▼

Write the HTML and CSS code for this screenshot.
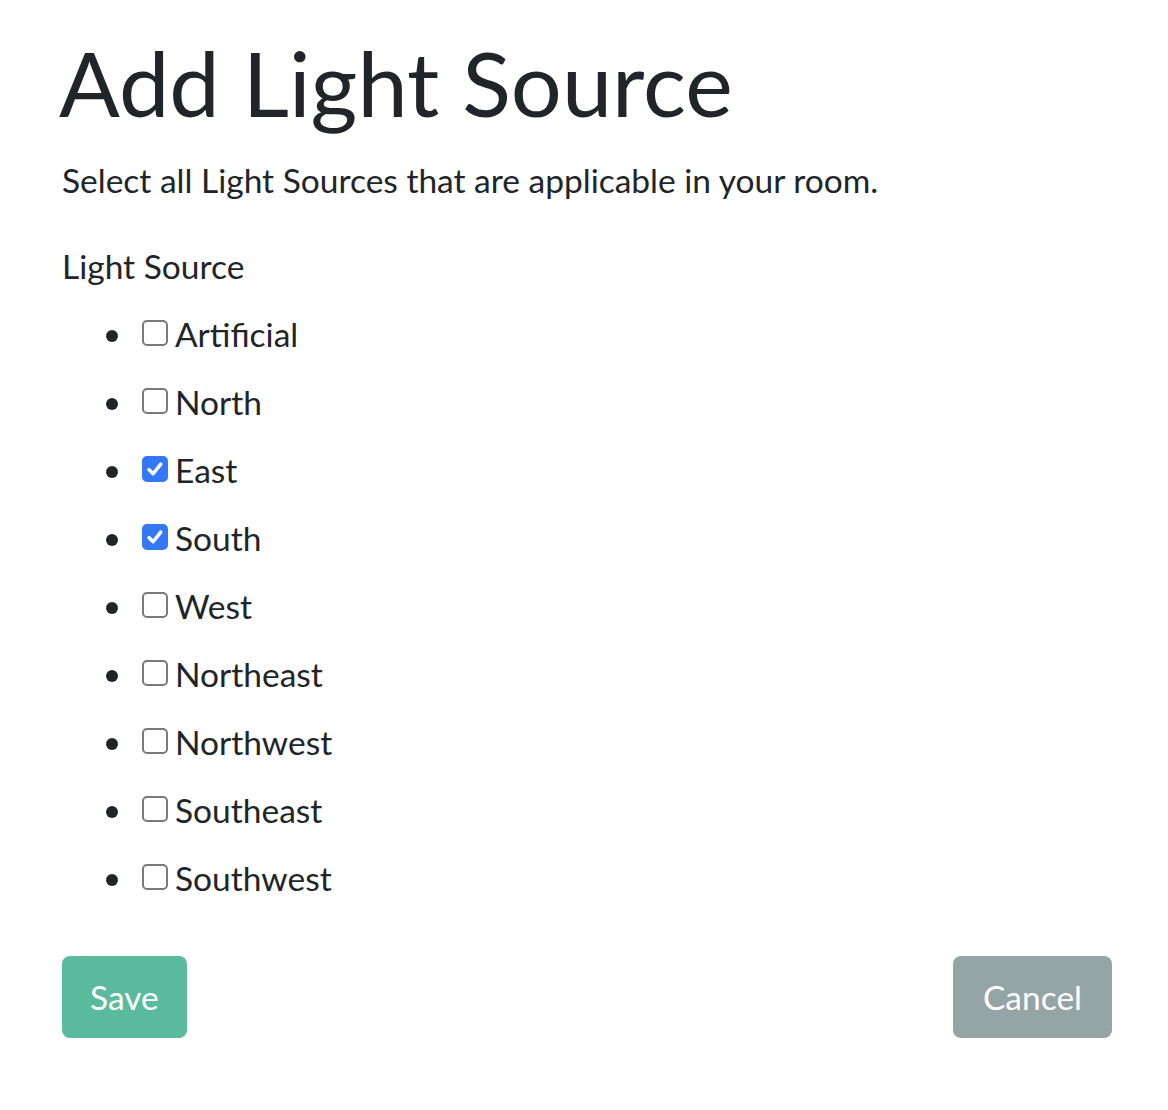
FILE: index.html
```html
<!DOCTYPE html>
<html>
<head>
<meta charset="utf-8">
<link rel="stylesheet" href="styles.css">
</head>
<body>
<main class="page">
  <h1 class="title">Add Light Source</h1>
  <p class="lead">Select all Light Sources that are applicable in your room.</p>
  <div class="field">
    <div class="field-label">Light Source</div>
    <ul class="options">
      <li><label><input type="checkbox" class="check">Artificial</label></li>
      <li><label><input type="checkbox" class="check">North</label></li>
      <li><label><input type="checkbox" class="check" checked>East</label></li>
      <li><label><input type="checkbox" class="check" checked>South</label></li>
      <li><label><input type="checkbox" class="check">West</label></li>
      <li><label><input type="checkbox" class="check">Northeast</label></li>
      <li><label><input type="checkbox" class="check">Northwest</label></li>
      <li><label><input type="checkbox" class="check">Southeast</label></li>
      <li><label><input type="checkbox" class="check">Southwest</label></li>
    </ul>
  </div>
  <div class="actions">
    <button class="btn btn-save">Save</button>
    <button class="btn btn-cancel">Cancel</button>
  </div>
</main>
</body>
</html>
```
FILE: styles.css
```css
html, body {
  margin: 0;
  padding: 0;
  background: #fff;
}
body {
  font-family: Lato, "Open Sans", sans-serif;
  font-size: 33.5px;
  line-height: 50px;
  color: #212529;
}
.page {
  padding: 28px 56px 40px 62px;
}
.title {
  font-size: 90px;
  font-weight: 400;
  line-height: 108px;
  margin: 0 0 19px -3px;
}
.lead {
  margin: 0 0 36px;
}
.field-label {
  margin: 0 0 18px;
}
.options {
  margin: 0;
  padding: 0 0 0 44px;
  list-style: none;
}
.options li {
  display: flex;
  align-items: center;
  margin: 0 0 18px;
}
.options li::before {
  content: "";
  width: 12px;
  height: 12px;
  border-radius: 50%;
  background: #212529;
  margin: 4px 24px 0 0;
  flex: none;
}
.options label {
  display: inline-flex;
  align-items: center;
}
.check {
  -webkit-appearance: none;
  appearance: none;
  width: 26px;
  height: 26px;
  margin: -2px 7px 0 0;
  border: 2px solid #7a7a7a;
  border-radius: 5px;
  background: #fff;
  box-sizing: border-box;
  flex: none;
}
.check:checked {
  border-color: #3478f6;
  background: #3478f6 url("data:image/svg+xml;utf8,<svg xmlns='http://www.w3.org/2000/svg' viewBox='0 0 26 26'><path d='M6 13.8 L10.8 18.6 L19.8 7.2' fill='none' stroke='white' stroke-width='4.2' stroke-linecap='round' stroke-linejoin='round'/></svg>") center/100% 100% no-repeat;
}
.actions {
  display: flex;
  justify-content: space-between;
  margin-top: 53px;
}
.btn {
  font-family: inherit;
  font-size: 33.5px;
  color: #fff;
  border: none;
  border-radius: 8px;
  height: 82px;
  line-height: 50px;
}
.btn-save {
  padding: 0 28px;
  background: #59bb9c;
}
.btn-cancel {
  padding: 0 30px;
  background: #95a5a6;
}
```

▲

WRITTEN INSTRUCTION
From the material above, reproduce everything verbatim except the pictures.

ANSWER IN FULL
Write the HTML and CSS code for this screenshot.
FILE: index.html
```html
<!DOCTYPE html>
<html>
<head>
<meta charset="utf-8">
<link rel="stylesheet" href="styles.css">
</head>
<body>
<main class="page">
  <h1 class="title">Add Light Source</h1>
  <p class="lead">Select all Light Sources that are applicable in your room.</p>
  <div class="field">
    <div class="field-label">Light Source</div>
    <ul class="options">
      <li><label><input type="checkbox" class="check">Artificial</label></li>
      <li><label><input type="checkbox" class="check">North</label></li>
      <li><label><input type="checkbox" class="check" checked>East</label></li>
      <li><label><input type="checkbox" class="check" checked>South</label></li>
      <li><label><input type="checkbox" class="check">West</label></li>
      <li><label><input type="checkbox" class="check">Northeast</label></li>
      <li><label><input type="checkbox" class="check">Northwest</label></li>
      <li><label><input type="checkbox" class="check">Southeast</label></li>
      <li><label><input type="checkbox" class="check">Southwest</label></li>
    </ul>
  </div>
  <div class="actions">
    <button class="btn btn-save">Save</button>
    <button class="btn btn-cancel">Cancel</button>
  </div>
</main>
</body>
</html>
```
FILE: styles.css
```css
html, body {
  margin: 0;
  padding: 0;
  background: #fff;
}
body {
  font-family: Lato, "Open Sans", sans-serif;
  font-size: 33.5px;
  line-height: 50px;
  color: #212529;
}
.page {
  padding: 28px 56px 40px 62px;
}
.title {
  font-size: 90px;
  font-weight: 400;
  line-height: 108px;
  margin: 0 0 19px -3px;
}
.lead {
  margin: 0 0 36px;
}
.field-label {
  margin: 0 0 18px;
}
.options {
  margin: 0;
  padding: 0 0 0 44px;
  list-style: none;
}
.options li {
  display: flex;
  align-items: center;
  margin: 0 0 18px;
}
.options li::before {
  content: "";
  width: 12px;
  height: 12px;
  border-radius: 50%;
  background: #212529;
  margin: 4px 24px 0 0;
  flex: none;
}
.options label {
  display: inline-flex;
  align-items: center;
}
.check {
  -webkit-appearance: none;
  appearance: none;
  width: 26px;
  height: 26px;
  margin: -2px 7px 0 0;
  border: 2px solid #7a7a7a;
  border-radius: 5px;
  background: #fff;
  box-sizing: border-box;
  flex: none;
}
.check:checked {
  border-color: #3478f6;
  background: #3478f6 url("data:image/svg+xml;utf8,<svg xmlns='http://www.w3.org/2000/svg' viewBox='0 0 26 26'><path d='M6 13.8 L10.8 18.6 L19.8 7.2' fill='none' stroke='white' stroke-width='4.2' stroke-linecap='round' stroke-linejoin='round'/></svg>") center/100% 100% no-repeat;
}
.actions {
  display: flex;
  justify-content: space-between;
  margin-top: 53px;
}
.btn {
  font-family: inherit;
  font-size: 33.5px;
  color: #fff;
  border: none;
  border-radius: 8px;
  height: 82px;
  line-height: 50px;
}
.btn-save {
  padding: 0 28px;
  background: #59bb9c;
}
.btn-cancel {
  padding: 0 30px;
  background: #95a5a6;
}
```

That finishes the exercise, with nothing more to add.